◆ **Direction**: Scan the lines below for the word "full". Copy each line you find it in.

◆ **Data extract**:

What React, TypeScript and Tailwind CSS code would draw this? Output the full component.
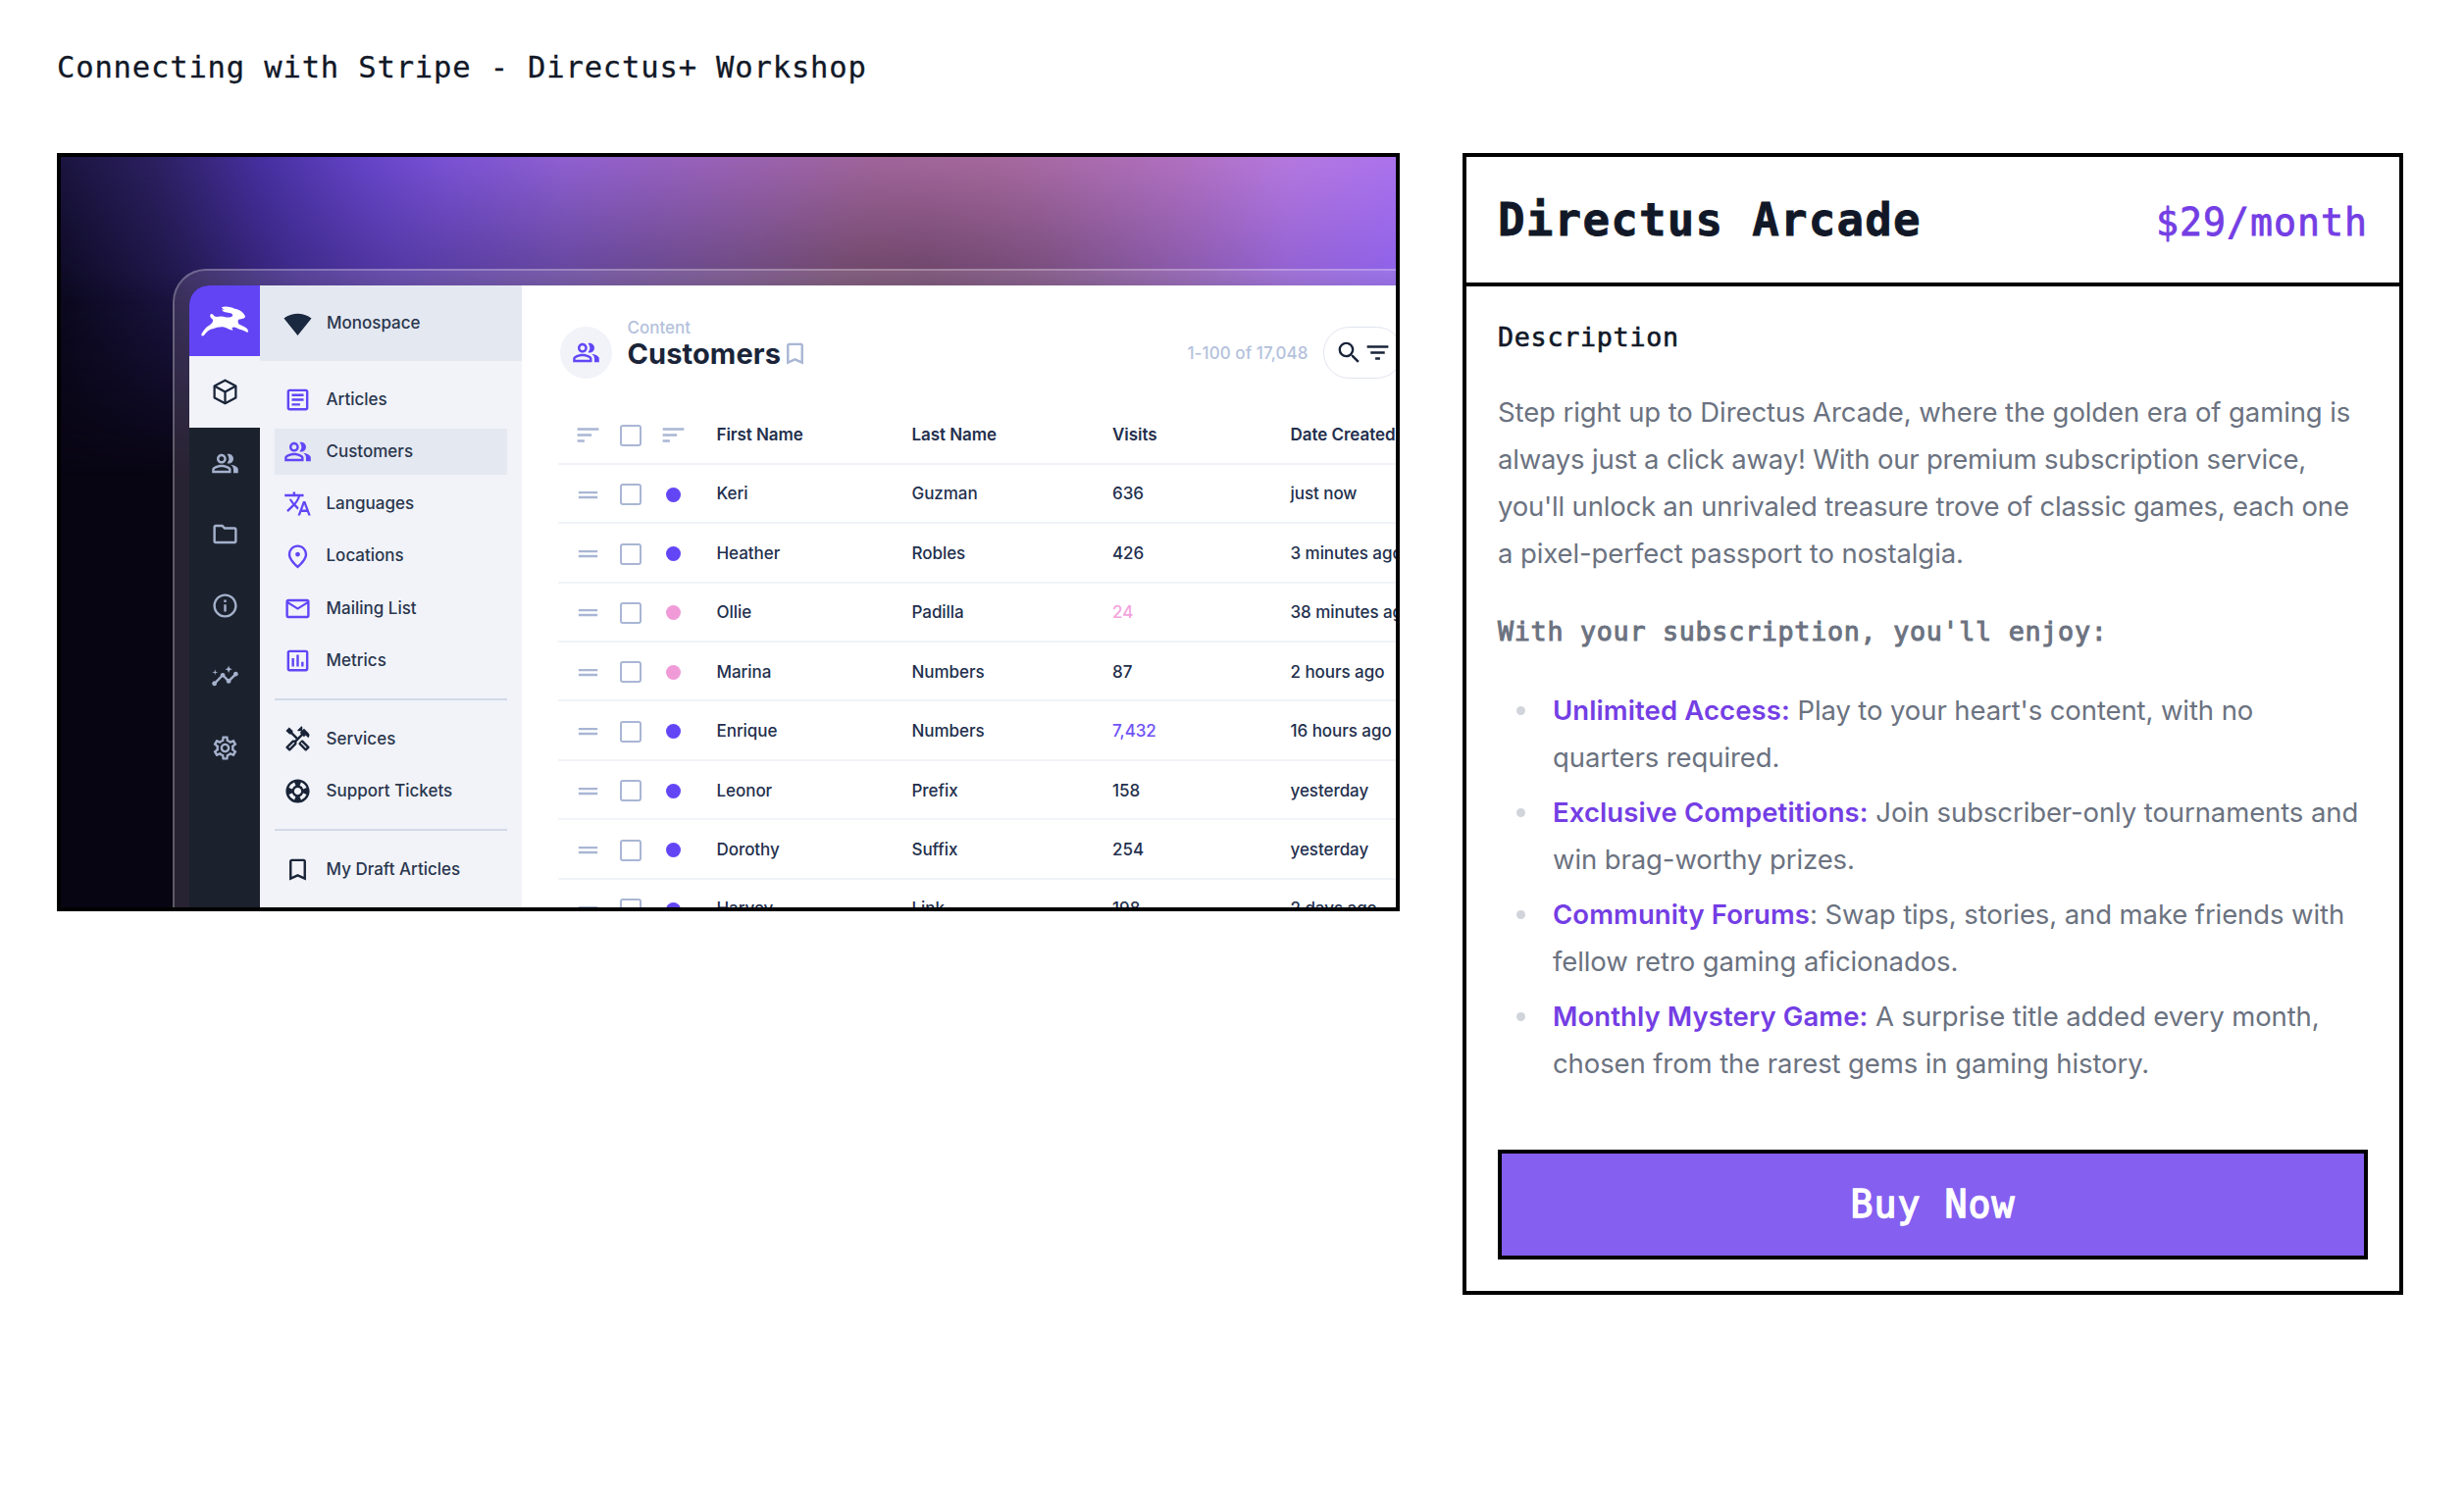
import type { ReactNode } from "react";
import type { IconType } from "react-icons";
import {
  MdBookmarkBorder,
  MdDragHandle,
  MdFilterList,
  MdInfoOutline,
  MdInsights,
  MdMailOutline,
  MdOutlineArticle,
  MdOutlineFolder,
  MdOutlineHandyman,
  MdOutlineInsertChart,
  MdOutlinePeopleAlt,
  MdOutlinePlace,
  MdOutlineSettings,
  MdOutlineSupport,
  MdSearch,
  MdSignalWifi4Bar,
  MdSort,
  MdTranslate,
} from "react-icons/md";

function RabbitLogo() {
  return (
    <svg viewBox="-6 -13.5 219 219" className="size-[73px]" fill="#fff">
      <path d="M31 136 C36 126 44 114 56 108 C64 103 67 97 66 91 C61 88 56 82 58 76 C61 71 67 73 69 79 C74 85 82 81 92 81 C104 82 116 88 125 81 C129 77 126 73 120 71 C110 69 98 70 93 60 L103 61 C98 59 94 56 93 53 C106 49 124 53 132 58 C148 60 162 70 165 82 C164 88 154 90 146 90 C142 92 142 98 145 104 C154 110 168 112 173 122 C175 128 173 132 169 129 C160 122 148 122 138 116 C132 112 127 114 124 117 L128 123 C118 124 110 116 100 114 C88 112 76 116 66 119 C54 120 46 130 40 138 C36 143 30 142 31 136 Z" />
    </svg>
  );
}

function CubeIcon() {
  return (
    <svg
      viewBox="0 0 24 24"
      className="size-[29px]"
      fill="none"
      stroke="currentColor"
      strokeWidth="1.9"
      strokeLinejoin="round"
    >
      <path d="M12 2.3 21 7v10l-9 4.7L3 17V7z" />
      <path d="m3 7 9 5 9-5M12 12v9.7" />
    </svg>
  );
}

const modules: IconType[] = [
  MdOutlinePeopleAlt,
  MdOutlineFolder,
  MdInfoOutline,
  MdInsights,
  MdOutlineSettings,
];

function ModuleBar() {
  return (
    <div className="flex w-[72px] shrink-0 flex-col bg-[#1b222d] text-[#a5b1cc]">
      <div className="h-[72.5px] bg-[#6244f5]">
        <RabbitLogo />
      </div>
      <div className="flex h-[72.5px] items-center justify-center bg-[#f1f3f9] pt-px text-[#1a2438]">
        <CubeIcon />
      </div>
      {modules.map((Icon, i) => (
        <div key={i} className="flex h-[72.5px] items-center justify-center pt-px">
          <Icon className="size-[29px]" />
        </div>
      ))}
    </div>
  );
}

function NavItem({
  icon: Icon,
  label,
  active = false,
  dark = false,
}: {
  icon: IconType;
  label: string;
  active?: boolean;
  dark?: boolean;
}) {
  return (
    <div
      className={`flex h-[47.5px] items-center gap-[15px] pl-[8.5px] ${active ? "bg-[#e4e8f1]" : ""}`}
    >
      <Icon className={`size-[29px] shrink-0 ${dark ? "text-[#1a2438]" : "text-[#6246f6]"}`} />
      <span>{label}</span>
    </div>
  );
}

function NavDivider() {
  return <div className="mt-[9px] mb-[10px] h-[2px] bg-[#d2d9e6]" />;
}

function Navigation() {
  return (
    <div className="w-[267px] shrink-0 bg-[#f1f3f9] text-[17px] font-medium text-[#2a364d]">
      <div className="flex h-[77px] items-center gap-[15px] bg-[#e4e8f1] pt-[2px] pl-[24px]">
        <MdSignalWifi4Bar className="size-[29px] text-[#1a2840]" />
        <span>Monospace</span>
      </div>
      <div className="flex flex-col gap-[5.75px] px-[15px] pt-[16px]">
        <NavItem icon={MdOutlineArticle} label="Articles" />
        <NavItem icon={MdOutlinePeopleAlt} label="Customers" active />
        <NavItem icon={MdTranslate} label="Languages" />
        <NavItem icon={MdOutlinePlace} label="Locations" />
        <NavItem icon={MdMailOutline} label="Mailing List" />
        <NavItem icon={MdOutlineInsertChart} label="Metrics" />
        <NavDivider />
        <NavItem icon={MdOutlineHandyman} label="Services" dark />
        <NavItem icon={MdOutlineSupport} label="Support Tickets" dark />
        <NavDivider />
        <NavItem icon={MdBookmarkBorder} label="My Draft Articles" dark />
      </div>
    </div>
  );
}

type Row = {
  first: string;
  last: string;
  visits: string;
  date: string;
  dot?: string;
  tone?: string;
};

const rows: Row[] = [
  { first: "Keri", last: "Guzman", visits: "636", date: "just now" },
  { first: "Heather", last: "Robles", visits: "426", date: "3 minutes ago" },
  { first: "Ollie", last: "Padilla", visits: "24", date: "38 minutes ago", dot: "bg-[#f09bd8]", tone: "text-[#f3a3dc]" },
  { first: "Marina", last: "Numbers", visits: "87", date: "2 hours ago", dot: "bg-[#f09bd8]" },
  { first: "Enrique", last: "Numbers", visits: "7,432", date: "16 hours ago", tone: "text-[#6f52f6]" },
  { first: "Leonor", last: "Prefix", visits: "158", date: "yesterday" },
  { first: "Dorothy", last: "Suffix", visits: "254", date: "yesterday" },
  { first: "Harvey", last: "Link", visits: "198", date: "2 days ago" },
];

function TableRow({ children, header = false }: { children: ReactNode; header?: boolean }) {
  return (
    <div
      className={`grid h-[60.45px] grid-cols-[43.5px_43.5px_58.5px_199px_204.5px_181.5px_160px] items-center border-b-2 border-[#f0f3f8] pt-[2.5px] pl-[16px] whitespace-nowrap ${header ? "font-semibold" : "font-medium"}`}
    >
      {children}
    </div>
  );
}

function Checkbox() {
  return <span className="ml-[3.5px] size-[22px] rounded-[3px] border-[2.5px] border-[#a9b6d4]" />;
}

function CustomersTable() {
  return (
    <div className="mt-[27.2px] ml-[-2px] text-[17px] tracking-[-0.05px] text-[#232f4d]">
      <TableRow header>
        <MdSort className="size-[29px] text-[#a9b6d4]" />
        <Checkbox />
        <MdSort className="size-[29px] text-[#a9b6d4]" />
        <span>First Name</span>
        <span>Last Name</span>
        <span>Visits</span>
        <span>Date Created</span>
      </TableRow>
      {rows.map((r) => (
        <TableRow key={r.first}>
          <MdDragHandle className="size-[29px] text-[#a9b6d4]" />
          <Checkbox />
          <span className={`ml-[7px] size-[15px] rounded-full ${r.dot ?? "bg-[#6246f6]"}`} />
          <span>{r.first}</span>
          <span>{r.last}</span>
          <span className={r.tone ?? ""}>{r.visits}</span>
          <span>{r.date}</span>
        </TableRow>
      ))}
    </div>
  );
}

function CustomersPanel() {
  return (
    <div className="w-[898px] shrink-0 bg-white pt-[42.5px] pl-[39px]">
      <div className="flex h-[53px]">
        <div className="flex size-[53px] items-center justify-center rounded-full bg-[#f1f3f9]">
          <MdOutlinePeopleAlt className="size-[29px] text-[#6246f6]" />
        </div>
        <div className="mt-[-10px] ml-[15.5px]">
          <div className="text-[17px] leading-[22px] font-medium text-[#b4c1dc]">Content</div>
          <div className="flex items-center text-[29px] leading-[31px] font-bold tracking-[0.1px] text-[#1a2438]">
            Customers
            <MdBookmarkBorder className="size-[29px] text-[#a9b6d4]" />
          </div>
        </div>
        <div className="mt-[1px] ml-auto flex h-[53px] items-center text-[17px] font-medium tracking-[0.08px] text-[#b4c1dc]">
          1-100 of 17,048
        </div>
        <div className="ml-[15.5px] flex h-[53px] w-[81px] items-center rounded-full border-[1.5px] border-[#e0e4ee] pl-[10.5px] text-[#1a2438]">
          <MdSearch className="size-[29px]" />
          <MdFilterList className="size-[29px]" />
        </div>
      </div>
      <CustomersTable />
    </div>
  );
}

function ProductImage() {
  return (
    <div className="relative isolate h-[773px] w-[1369px] shrink-0 overflow-hidden border-4 border-black bg-[#080513] font-['Inter',sans-serif]">
      <div className="absolute inset-x-0 top-0 -z-10 h-[360px] bg-[linear-gradient(90deg,#0c0920_0%,#1f174a_9%,#3a2782_17.5%,#4c3498_25%,#5a4092_37%,#634578_50%,#65425f_59%,#623e60_65%,#6d4775_74%,#8054a6_84%,#8a5cd0_92%,#875ee8_100%)] [mask-image:linear-gradient(180deg,#000_32%,transparent_90%)]" />
      <div className="absolute inset-x-0 top-0 -z-10 h-[150px] bg-[linear-gradient(90deg,#1b1540_0%,#2c2060_7%,#4630a0_15%,#6645c8_23%,#7a52d4_29%,#8f60d0_38%,#9a62b5_50%,#a0659a_61%,#a5689c_70%,#b070c0_84%,#b478de_92%,#ab72ec_100%)] [mask-image:linear-gradient(180deg,#000,transparent)]" />
      <div className="mt-[114px] ml-[114px] h-[800px] w-[1400px] rounded-tl-[34px] border-2 border-white/25 bg-[#f0dcf0]/14 pt-[14.5px] pl-[15px]">
        <div className="flex h-full w-[1237px] overflow-hidden rounded-tl-[20px]">
          <ModuleBar />
          <Navigation />
          <CustomersPanel />
        </div>
      </div>
    </div>
  );
}

function Perk({ title, children }: { title: ReactNode; children: ReactNode }) {
  return (
    <li className="flex">
      <span className="mt-[20px] ml-[19px] size-[9px] shrink-0 rounded-full bg-[#d1d5db]" />
      <p className="ml-[28px] whitespace-nowrap">
        <strong className="font-semibold tracking-[0.1px] text-[#743ee4]">{title}</strong>
        {children}
      </p>
    </li>
  );
}

function ProductCard() {
  return (
    <div className="w-[959px] shrink-0 border-4 border-black font-['DejaVu_Sans_Mono',monospace]">
      <div className="flex h-[132px] items-baseline justify-between border-b-4 border-black px-8 pt-8">
        <h2 className="text-[45.8px] leading-[64px] font-bold tracking-[1.22px] text-[#111827] [-webkit-text-stroke:0.8px]">
          Directus Arcade
        </h2>
        <p className="text-[38.2px] leading-[64px] tracking-[1px] text-[#743ee4] [-webkit-text-stroke:0.8px]">
          $29/month
        </p>
      </div>
      <div className="p-8">
        <h3 className="text-[26.7px] leading-10 tracking-[0.73px] text-[#111827] [-webkit-text-stroke:0.6px]">
          Description
        </h3>
        <div className="font-['Inter',sans-serif] text-[27.5px] leading-[48px] tracking-[-0.1px] text-[#6b7280]">
          <p className="mt-8 whitespace-nowrap">
            Step right up to Directus Arcade, where the golden era of gaming is
            <br />
            <span className="tracking-[-0.2px]">
              always just a click away! With our premium subscription service,
              <br />
              you'll unlock an unrivaled treasure trove of classic games, each one
            </span>
            <br />a pixel-perfect passport to nostalgia.
          </p>
          <h4 className="mt-9 font-['DejaVu_Sans_Mono',monospace] text-[26.7px] leading-10 tracking-[0.73px] [-webkit-text-stroke:1px]">
            With your subscription, you'll enjoy:
          </h4>
          <ul className="mt-9 flex flex-col gap-2">
            <Perk title="Unlimited Access:">
              {" "}Play to your heart's content, with no
              <br />
              quarters required.
            </Perk>
            <Perk title="Exclusive Competitions:">
              {" "}Join subscriber-only tournaments and
              <br />
              win brag-worthy prizes.
            </Perk>
            <Perk title="Community Forums">
              : Swap tips, stories, and make friends with
              <br />
              fellow retro gaming aficionados.
            </Perk>
            <Perk title="Monthly Mystery Game:">
              {" "}A surprise title added every month,
              <br />
              chosen from the rarest gems in gaming history.
            </Perk>
          </ul>
        </div>
        <button className="mt-16 flex h-[112px] w-full items-center justify-center border-4 border-black bg-[#855ff0] text-[38.2px] leading-[56px] tracking-[1px] text-white [-webkit-text-stroke:1.4px]">
          Buy Now
        </button>
      </div>
    </div>
  );
}

export default function App() {
  return (
    <div className="min-h-[1520px] bg-white px-[58px] pt-[49px]">
      <h1 className="font-['DejaVu_Sans_Mono',monospace] text-[30.5px] leading-10 tracking-[0.84px] text-[#111827] [-webkit-text-stroke:0.3px]">
        Connecting with Stripe - Directus+ Workshop
      </h1>
      <div className="mt-[67px] flex items-start gap-16">
        <ProductImage />
        <ProductCard />
      </div>
    </div>
  );
}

◆ **Problem solution**:
What React, TypeScript and Tailwind CSS code would draw this? Output the full component.
          <span className={`ml-[7px] size-[15px] rounded-full ${r.dot ?? "bg-[#6246f6]"}`} />
        <div className="flex size-[53px] items-center justify-center rounded-full bg-[#f1f3f9]">
        <div className="ml-[15.5px] flex h-[53px] w-[81px] items-center rounded-full border-[1.5px] border-[#e0e4ee] pl-[10.5px] text-[#1a2438]">
        <div className="flex h-full w-[1237px] overflow-hidden rounded-tl-[20px]">
      <span className="mt-[20px] ml-[19px] size-[9px] shrink-0 rounded-full bg-[#d1d5db]" />
        <button className="mt-16 flex h-[112px] w-full items-center justify-center border-4 border-black bg-[#855ff0] text-[38.2px] leading-[56px] tracking-[1px] text-white [-webkit-text-stroke:1.4px]">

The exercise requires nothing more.